History

Turkey
- Name: TÜBİTAK Marmara
- Owner: Scientific and Technological Research Council of Turkey (TÜBİTAK)
- Operator: Marine Research Center
- Builder: Çeksan Shipyard
- Launched: February 17, 2013
- Home port: Istanbul
- Identification: IMO number: 9633355; MMSI number: 271043343; Callsign: TCVK2;
- Status: Active as of 2018

General characteristics
- Class & type: Oceanographic research ship
- Tonnage: 500 GT
- Length: 41.20 m (135 ft 2 in)
- Beam: 9.55 m (31 ft 4 in)
- Draft: 4.50 m (14 ft 9 in)
- Installed power: 2 x 1,040 kW (1,390 hp)
- Speed: 14 knots (26 km/h; 16 mph)
- Crew: 12
- Armament: None

= RV TÜBİTAK Marmara =

RV TÜBİTAK Marmara is a Turkish research vessel owned by the Scientific and Technological Research Council of Turkey (TÜBİTAK) and operated by its newly established Marine Research Center for oceanographic research studies.

The vessel was designed by Soyaslan Marine, indigenously developed and built at the Çeksan Shipyard in Tuzla, Istanbul to a cost of 13.8 million. She was launched on February 17, 2013, in presence of Minister of Science, Industry and Technology Nihat Ergün, Minister of Development Cevdet Yılmaz, Governor of Istanbul Hüseyin Avni Mutlu and President of TÜBİTAK Yücel Altunbaşak. She is the first ever research vessel built in Turkey.

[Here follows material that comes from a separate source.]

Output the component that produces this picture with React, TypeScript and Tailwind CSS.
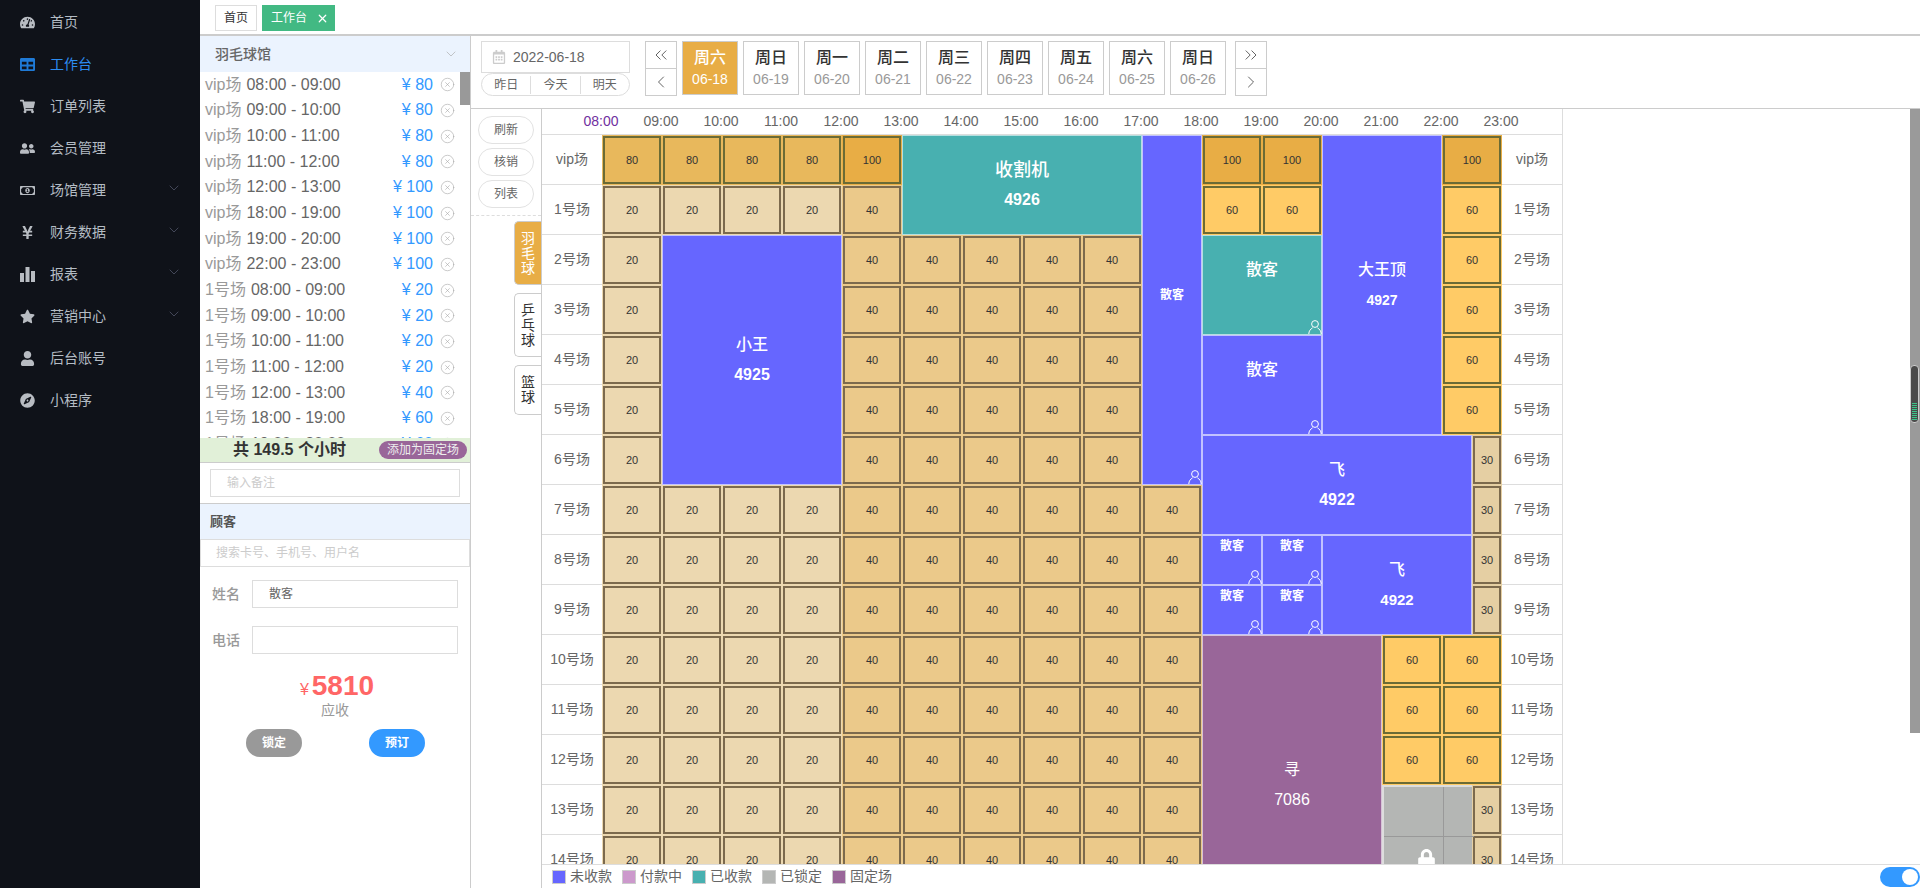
import {
  FaTachometerAlt,
  FaTable,
  FaShoppingCart,
  FaUserFriends,
  FaRegMoneyBillAlt,
  FaYenSign,
  FaStar,
  FaUser,
  FaCompass,
  FaLock,
  FaRegCalendarAlt,
} from "react-icons/fa";
import {
  ChevronDown,
  ChevronLeft,
  ChevronRight,
  ChevronsLeft,
  ChevronsRight,
  CircleX,
  X,
} from "lucide-react";
import type { ReactNode } from "react";

const BarsIcon = () => (
  <svg width="15" height="15" viewBox="0 0 15 15" fill="currentColor">
    <rect x="0" y="6" width="4" height="9" />
    <rect x="5.5" y="0" width="4" height="15" />
    <rect x="11" y="4" width="4" height="11" />
  </svg>
);

const menu: { label: string; icon: ReactNode; arrow?: boolean; active?: boolean }[] = [
  { label: "首页", icon: <FaTachometerAlt size={15} /> },
  { label: "工作台", icon: <FaTable size={15} />, active: true },
  { label: "订单列表", icon: <FaShoppingCart size={15} /> },
  { label: "会员管理", icon: <FaUserFriends size={15} /> },
  { label: "场馆管理", icon: <FaRegMoneyBillAlt size={15} />, arrow: true },
  { label: "财务数据", icon: <FaYenSign size={15} />, arrow: true },
  { label: "报表", icon: <BarsIcon />, arrow: true },
  { label: "营销中心", icon: <FaStar size={15} />, arrow: true },
  { label: "后台账号", icon: <FaUser size={15} /> },
  { label: "小程序", icon: <FaCompass size={15} /> },
];

const orders: [string, string, number][] = [
  ["vip场", "08:00 - 09:00", 80],
  ["vip场", "09:00 - 10:00", 80],
  ["vip场", "10:00 - 11:00", 80],
  ["vip场", "11:00 - 12:00", 80],
  ["vip场", "12:00 - 13:00", 100],
  ["vip场", "18:00 - 19:00", 100],
  ["vip场", "19:00 - 20:00", 100],
  ["vip场", "22:00 - 23:00", 100],
  ["1号场", "08:00 - 09:00", 20],
  ["1号场", "09:00 - 10:00", 20],
  ["1号场", "10:00 - 11:00", 20],
  ["1号场", "11:00 - 12:00", 20],
  ["1号场", "12:00 - 13:00", 40],
  ["1号场", "18:00 - 19:00", 60],
  ["1号场", "19:00 - 20:00", 60],
];

const days = [
  ["周六", "06-18"],
  ["周日", "06-19"],
  ["周一", "06-20"],
  ["周二", "06-21"],
  ["周三", "06-22"],
  ["周四", "06-23"],
  ["周五", "06-24"],
  ["周六", "06-25"],
  ["周日", "06-26"],
];

const hours = Array.from({ length: 16 }, (_, i) => `${String(i + 8).padStart(2, "0")}:00`);
const courts = ["vip场", ...Array.from({ length: 14 }, (_, i) => `${i + 1}号场`)];

const priceStyle: Record<number, string> = {
  20: "bg-[#ecd8b0] border-[#7c6a4d]",
  30: "bg-[#e5cfa3] border-[#7c6a4d]",
  40: "bg-[#ebc98a] border-[#7c6a4d]",
  60: "bg-[#ffcb66] border-[#6b6b35]",
  80: "bg-[#e8b85c] border-[#6b6b35]",
  100: "bg-[#e8ad45] border-[#6b6b35]",
};

// slot = half hour index from 08:00
type Cell = { row: number; slot: number; span: number; price: number };

const buildCells = () => {
  const list: Cell[] = [];
  const add = (row: number, hour: number, price: number) =>
    list.push({ row, slot: hour * 2, span: 2, price });
  const half = (row: number) => list.push({ row, slot: 29, span: 1, price: 30 });

  [0, 1, 2, 3].forEach((h) => add(0, h, 80));
  [4, 10, 11, 14].forEach((h) => add(0, h, 100));
  [0, 1, 2, 3].forEach((h) => add(1, h, 20));
  add(1, 4, 40);
  [10, 11, 14].forEach((h) => add(1, h, 60));
  for (let r = 2; r <= 6; r++) {
    add(r, 0, 20);
    [4, 5, 6, 7, 8].forEach((h) => add(r, h, 40));
    if (r < 6) add(r, 14, 60);
    else half(r);
  }
  for (let r = 7; r <= 14; r++) {
    [0, 1, 2, 3].forEach((h) => add(r, h, 20));
    [4, 5, 6, 7, 8, 9].forEach((h) => add(r, h, 40));
    if (r >= 10 && r <= 12) [13, 14].forEach((h) => add(r, h, 60));
    else half(r);
  }
  return list;
};

type Block = {
  row: number;
  rows: number;
  slot: number;
  span: number;
  color: string;
  name: string;
  no?: string;
  nameClass?: string;
  noClass?: string;
  person?: boolean;
  top?: boolean;
};

const blocks: Block[] = [
  { row: 0, rows: 2, slot: 10, span: 8, color: "bg-[#48b0b0]", name: "收割机", no: "4926", nameClass: "text-[18px] font-medium", noClass: "text-[16px] font-bold" },
  { row: 2, rows: 5, slot: 2, span: 6, color: "bg-[#6666ff]", name: "小王", no: "4925", nameClass: "text-[16px] font-medium", noClass: "text-[16px] font-bold" },
  { row: 0, rows: 7, slot: 18, span: 2, color: "bg-[#6666ff]", name: "散客", nameClass: "text-[12px] font-bold", person: true },
  { row: 2, rows: 2, slot: 20, span: 4, color: "bg-[#48b0b0]", name: "散客", nameClass: "text-[16px] font-medium", person: true },
  { row: 4, rows: 2, slot: 20, span: 4, color: "bg-[#6666ff]", name: "散客", nameClass: "text-[16px] font-medium", person: true },
  { row: 0, rows: 6, slot: 24, span: 4, color: "bg-[#6666ff]", name: "大王顶", no: "4927", nameClass: "text-[16px] font-medium", noClass: "text-[14px] font-bold" },
  { row: 6, rows: 2, slot: 20, span: 9, color: "bg-[#6666ff]", name: "飞", no: "4922", nameClass: "text-[16px] font-medium", noClass: "text-[16px] font-bold" },
  { row: 8, rows: 2, slot: 24, span: 5, color: "bg-[#6666ff]", name: "飞", no: "4922", nameClass: "text-[16px] font-medium", noClass: "text-[15px] font-bold" },
  { row: 8, rows: 1, slot: 20, span: 2, color: "bg-[#6666ff]", name: "散客", top: true, person: true },
  { row: 8, rows: 1, slot: 22, span: 2, color: "bg-[#6666ff]", name: "散客", top: true, person: true },
  { row: 9, rows: 1, slot: 20, span: 2, color: "bg-[#6666ff]", name: "散客", top: true, person: true },
  { row: 9, rows: 1, slot: 22, span: 2, color: "bg-[#6666ff]", name: "散客", top: true, person: true },
  { row: 10, rows: 6, slot: 20, span: 6, color: "bg-[#996699]", name: "寻", no: "7086" },
];

const legend = [
  ["未收款", "bg-[#6666ff]"],
  ["付款中", "bg-[#cc99cc]"],
  ["已收款", "bg-[#48b0b0]"],
  ["已锁定", "bg-[#b4b6b4]"],
  ["固定场", "bg-[#996699]"],
];

const PersonIcon = () => (
  <svg
    className="absolute right-[-1px] bottom-0"
    width="14"
    height="15"
    viewBox="0 0 14 15"
    fill="none"
    stroke="white"
    strokeWidth="1"
  >
    <circle cx="7" cy="5" r="3.4" />
    <path d="M0.8 15c0-3 1.8-5 3.8-6.2M13.2 15c0-3-1.8-5-3.8-6.2" />
  </svg>
);

const Sidebar = () => (
  <aside className="w-[200px] shrink-0 bg-[#0f1219] pt-px">
    {menu.map((m) => (
      <div
        key={m.label}
        className={`flex h-[42px] items-center pl-5 pr-[18px] text-[14px] ${m.active ? "text-[#2d8cf0]" : "text-[#b4bcc4]"}`}
      >
        <span className={`flex w-[30px] ${m.active ? "text-[#1f7ad6]" : "text-[#b8bcc2]"}`}>{m.icon}</span>
        <span className="flex-1">{m.label}</span>
        {m.arrow && <ChevronDown size={16} strokeWidth={1} className="mb-1 text-[#5d6278]" />}
      </div>
    ))}
  </aside>
);

const BookingPanel = () => (
  <section className="flex w-[271px] shrink-0 flex-col border-r border-[#ccc]">
    <div className="flex h-[36px] shrink-0 items-center justify-between bg-[#ebf3fe] pl-[15px] pr-[11px] text-[14px] font-medium text-[#666]">
      羽毛球馆
      <ChevronDown size={16} strokeWidth={1} className="text-[#aaa]" />
    </div>
    <div className="relative h-[366px] shrink-0 overflow-hidden">
      {orders.map(([court, time, price]) => (
        <div key={court + time} className="flex h-[25.67px] items-center pl-[5px] pr-[15px] text-[16px] leading-none">
          <span className="text-[#999]">{court}</span>
          <span className="ml-[5px] text-[#666]">{time}</span>
          <span className="ml-auto text-[#3399ff]">¥ {price}</span>
          <CircleX size={15} strokeWidth={1} className="ml-[7px] text-[#aaa]" />
        </div>
      ))}
      <div className="absolute right-0 top-0 h-[33px] w-[10px] bg-[#999]" />
    </div>
    <div className="flex h-[25px] shrink-0 items-center border-b border-[#ccc] bg-[#e1f0d8] pb-px pl-[33px] pr-[3px]">
      <span className="text-[16px] font-bold text-[#333]">共 149.5 个小时</span>
      <span className="ml-auto flex h-[18px] w-[88px] items-center justify-center rounded-full bg-[#996699] text-[12px] text-[#eee]">
        添加为固定场
      </span>
    </div>
    <div className="h-[41px] shrink-0 border-b border-[#ccc] pl-[10px] pr-[10px] pt-[6px]">
      <div className="flex h-[28px] items-center border border-[#ddd] pl-[16px] text-[12px] text-[#ccc]">输入备注</div>
    </div>
    <div className="flex h-[35px] shrink-0 items-center bg-[#ebf3fe] pl-[10px] text-[13px] font-bold text-[#555]">顾客</div>
    <div className="flex h-[28px] shrink-0 items-center border border-[#ddd] pl-[15px] text-[12px] text-[#ccc]">
      搜索卡号、手机号、用户名
    </div>
    <div className="flex flex-col gap-[18px] pl-3 pr-3 pt-[13px]">
      <label className="flex items-center text-[14px] font-medium text-[#999]">
        <span className="w-10">姓名</span>
        <span className="flex h-[28px] w-[206px] items-center border border-[#ddd] pl-4 text-[12px] font-normal text-[#666]">散客</span>
      </label>
      <label className="flex items-center text-[14px] font-medium text-[#999]">
        <span className="w-10">电话</span>
        <span className="h-[28px] w-[206px] border border-[#ddd]" />
      </label>
    </div>
    <div className="mt-[20px] flex items-baseline justify-center pl-[4px] leading-[24px] text-[#ff6666]">
      <span className="mr-[3px] text-[16px]">¥</span>
      <span className="text-[28px] font-bold">5810</span>
    </div>
    <p className="text-center text-[14px] leading-[16px] text-[#999]">应收</p>
    <div className="mt-[11px] flex justify-between pl-[46px] pr-[45px]">
      <button className="h-[28px] w-[56px] rounded-full bg-[#999] text-[12px] font-bold text-white">锁定</button>
      <button className="h-[28px] w-[56px] rounded-full bg-[#3399ff] text-[12px] font-bold text-white">预订</button>
    </div>
  </section>
);

const DateBar = () => (
  <div className="flex h-[73px] shrink-0 border-b border-[#ccc] pl-[10px] pt-[5px]">
    <div className="w-[149px]">
      <div className="flex h-[32px] items-center border border-[#ddd] pl-[10px] text-[14px] text-[#666]">
        <FaRegCalendarAlt size={14} className="mr-[7px] text-[#ccc]" />
        2022-06-18
      </div>
      <div className="flex h-[23px] items-center rounded-full border border-[#ddd] text-[12px] text-[#666]">
        <span className="flex-1 border-r border-[#ddd] text-center">昨日</span>
        <span className="flex-1 border-r border-[#ddd] text-center">今天</span>
        <span className="flex-1 text-center">明天</span>
      </div>
    </div>
    <div className="ml-[15px] flex h-[55px] w-[32px] flex-col items-center border border-[#ccc] text-[#444]">
      <span className="flex h-[27px] items-center border-b border-[#ccc] w-full justify-center"><ChevronsLeft size={20} strokeWidth={1} /></span>
      <span className="flex flex-1 items-center"><ChevronLeft size={20} strokeWidth={1} /></span>
    </div>
    <div className="ml-[5px] flex gap-[5px]">
      {days.map(([week, date], i) => (
        <div
          key={date}
          className={`flex h-[54px] w-[56px] flex-col items-center justify-center border border-[#ccc] ${i === 0 ? "bg-[#e8ad45] text-white" : "text-[#333]"}`}
        >
          <span className="text-[16px] font-medium leading-[22px]">{week}</span>
          <span className={`text-[14px] leading-[20px] ${i === 0 ? "text-white" : "text-[#999]"}`}>{date}</span>
        </div>
      ))}
    </div>
    <div className="ml-[9px] flex h-[55px] w-[32px] flex-col items-center border border-[#ccc] text-[#444]">
      <span className="flex h-[27px] items-center border-b border-[#ccc] w-full justify-center"><ChevronsRight size={20} strokeWidth={1} /></span>
      <span className="flex flex-1 items-center"><ChevronRight size={20} strokeWidth={1} /></span>
    </div>
  </div>
);

const ToolColumn = () => (
  <div className="flex w-[71px] shrink-0 flex-col border-r border-[#ccc]">
    <div className="flex flex-col items-center gap-[4px] border-b border-dashed border-[#ddd] pb-[7px] pt-[7px]">
      {["刷新", "核销", "列表"].map((t) => (
        <span key={t} className="flex h-[28px] w-[56px] items-center justify-center rounded-full border border-[#e2e2e2] text-[12px] text-[#666]">
          {t}
        </span>
      ))}
    </div>
    <div className="mt-[5px] flex flex-col items-end gap-2 text-[14px] leading-[15px]">
      <span className="flex h-[64px] w-[27px] items-center justify-center rounded-l-[5px] border border-r-0 border-[#ccc] bg-[#e8ad45] text-center text-white">羽<br />毛<br />球</span>
      <span className="flex h-[64px] w-[27px] items-center justify-center rounded-l-[5px] border border-r-0 border-[#ccc] text-center text-[#333]">乒<br />乓<br />球</span>
      <span className="flex h-[50px] w-[27px] items-center justify-center rounded-l-[5px] border border-r-0 border-[#ccc] text-center text-[#333]">篮<br />球</span>
    </div>
  </div>
);

const CourtLabel = ({ name, row, col }: { name: string; row: number; col: number }) => (
  <div
    className="flex items-center justify-center border-b border-[#ddd] text-[14px] text-[#666]"
    style={{ gridRow: row + 1, gridColumn: col }}
  >
    {name}
  </div>
);

const Schedule = () => (
  <div className="flex min-h-0 flex-1 flex-col overflow-hidden">
    <div className="h-[26px] shrink-0 border-b border-r border-[#ddd]">
      <div className="flex h-full items-center pl-[29px] text-[14px] text-[#666]">
        {hours.map((h, i) => (
          <span key={h} className={`w-[60px] text-center ${i === 0 ? "text-[#7030a0]" : ""}`}>{h}</span>
        ))}
      </div>
    </div>
    <div className="grid grid-cols-[60px_repeat(30,30px)_60px] auto-rows-[50px] border-r border-[#ddd]">
      {courts.map((c, r) => (
        <CourtLabel key={c} name={c} row={r} col={1} />
      ))}
      {courts.map((c, r) => (
        <CourtLabel key={c + "r"} name={c} row={r} col={32} />
      ))}
      {buildCells().map((c) => (
        <div
          key={`${c.row}-${c.slot}`}
          className={`p-px ${priceStyle[c.price]}`}
          style={{ gridRow: c.row + 1, gridColumn: `${c.slot + 2} / span ${c.span}` }}
        >
          <div className={`flex h-full items-center justify-center border-2 text-[11px] text-[#333] ${priceStyle[c.price]}`}>
            {c.price}
          </div>
        </div>
      ))}
      {blocks.map((b) => (
        <div
          key={`${b.row}-${b.slot}`}
          className={`relative flex flex-col items-center border border-white/60 text-white ${b.top ? "justify-start" : "justify-center"} ${b.color}`}
          style={{ gridRow: `${b.row + 1} / span ${b.rows}`, gridColumn: `${b.slot + 2} / span ${b.span}` }}
        >
          {b.top ? (
            <span className="text-[12px] font-bold leading-[20px]">{b.name}</span>
          ) : (
            <>
              <span className={`leading-[30px] ${b.nameClass ?? "text-[16px]"}`}>{b.name}</span>
              <span className={`h-[30px] leading-[30px] ${b.noClass ?? "text-[16px]"}`}>{b.no}</span>
            </>
          )}
          {b.person && <PersonIcon />}
        </div>
      ))}
      <div
        className="relative grid grid-cols-[60px_30px] auto-rows-[50px] border-l-2 border-t-2 border-[#ddd] bg-[#b4b6b4]"
        style={{ gridRow: "14 / span 3", gridColumn: "28 / span 3" }}
      >
        {[0, 1, 2, 3, 4, 5].map((i) => (
          <div key={i} className={`border-b border-[#999] ${i % 2 === 0 ? "border-r" : ""}`} />
        ))}
        <FaLock size={19} className="absolute left-[33px] top-[62px] text-white" />
      </div>
    </div>
  </div>
);

export default function App() {
  return (
    <div className="flex h-screen overflow-hidden bg-white font-['Liberation_Sans','Noto_Sans_CJK_SC',sans-serif]">
      <Sidebar />
      <main className="flex min-w-0 flex-1 flex-col">
        <nav className="flex h-[36px] shrink-0 gap-[5px] border-b-2 border-[#ccc] pl-[15px] pt-[5px] text-[12px]">
          <span className="flex h-[26px] w-[42px] items-center justify-center border border-[#ddd] text-[#333]">首页</span>
          <span className="flex h-[26px] w-[73px] items-center bg-[#42b983] pl-[9px] text-white">
            工作台
            <X size={13} strokeWidth={2.2} className="ml-[9px]" />
          </span>
        </nav>
        <div className="flex min-h-0 flex-1">
          <BookingPanel />
          <div className="flex min-w-0 flex-1 flex-col">
            <DateBar />
            <div className="flex min-h-0 flex-1">
              <ToolColumn />
              <div className="flex min-w-0 flex-1 flex-col">
                <div className="flex min-h-0 flex-1">
                  <div className="flex w-[1021px] shrink-0 flex-col overflow-hidden">
                    <Schedule />
                  </div>
                  <div className="flex-1" />
                  <div className="relative h-[624px] w-[10px] shrink-0 bg-[#9a9a9a]">
                    <div className="absolute left-0 top-[256px] flex h-[58px] w-[9px] flex-col justify-end gap-px rounded border border-[#ccc] bg-[#4a4a4a] px-px pb-[2px]">
                      {[0, 1, 2, 3, 4, 5, 6, 7, 8].map((i) => (
                        <span key={i} className="h-px bg-[#3cc68a]" />
                      ))}
                    </div>
                  </div>
                </div>
                <footer className="flex h-[24px] shrink-0 items-center border-t border-[#ddd] pl-[10px] text-[14px] text-[#666]">
                  {legend.map(([label, color]) => (
                    <span key={label} className="flex w-[70px] items-center gap-1">
                      <span className={`h-[14px] w-[14px] border border-[#ccc] ${color}`} />
                      {label}
                    </span>
                  ))}
                  <span className="ml-auto flex h-[20px] w-[40px] items-center justify-end rounded-full bg-[#3399ff] pr-[2px]">
                    <span className="h-[16px] w-[16px] rounded-full bg-white" />
                  </span>
                </footer>
              </div>
            </div>
          </div>
        </div>
      </main>
    </div>
  );
}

It is planned that the vessel will be fitted until the end of May 2013 with all the necessary advanced-technology instruments and equipment. After commissioning, the research ship will be used in the seas around Turkey, primarily in the Turkish Straits, to study marine pollution, to research on marine biology, to explore underwater oil fields, to monitor underwater faults and underwater pipelines as well as to give support in case of marine incidents and disasters. She will be capable of carrying out those studies in a depth of up to 3000 m.

On board of the RV TÜBİTAK Marmara with twelve crew, eleven scientists will work in three laboratories.

==Characteristics==
TÜBİTAK Marmara is 41.20 m long, with a beam of 9.55 m and a max. draft of 4.50 m. Assessed at , the ship is propelled by two 1040 kW diesel engines. She has a speed of 14 kn in service.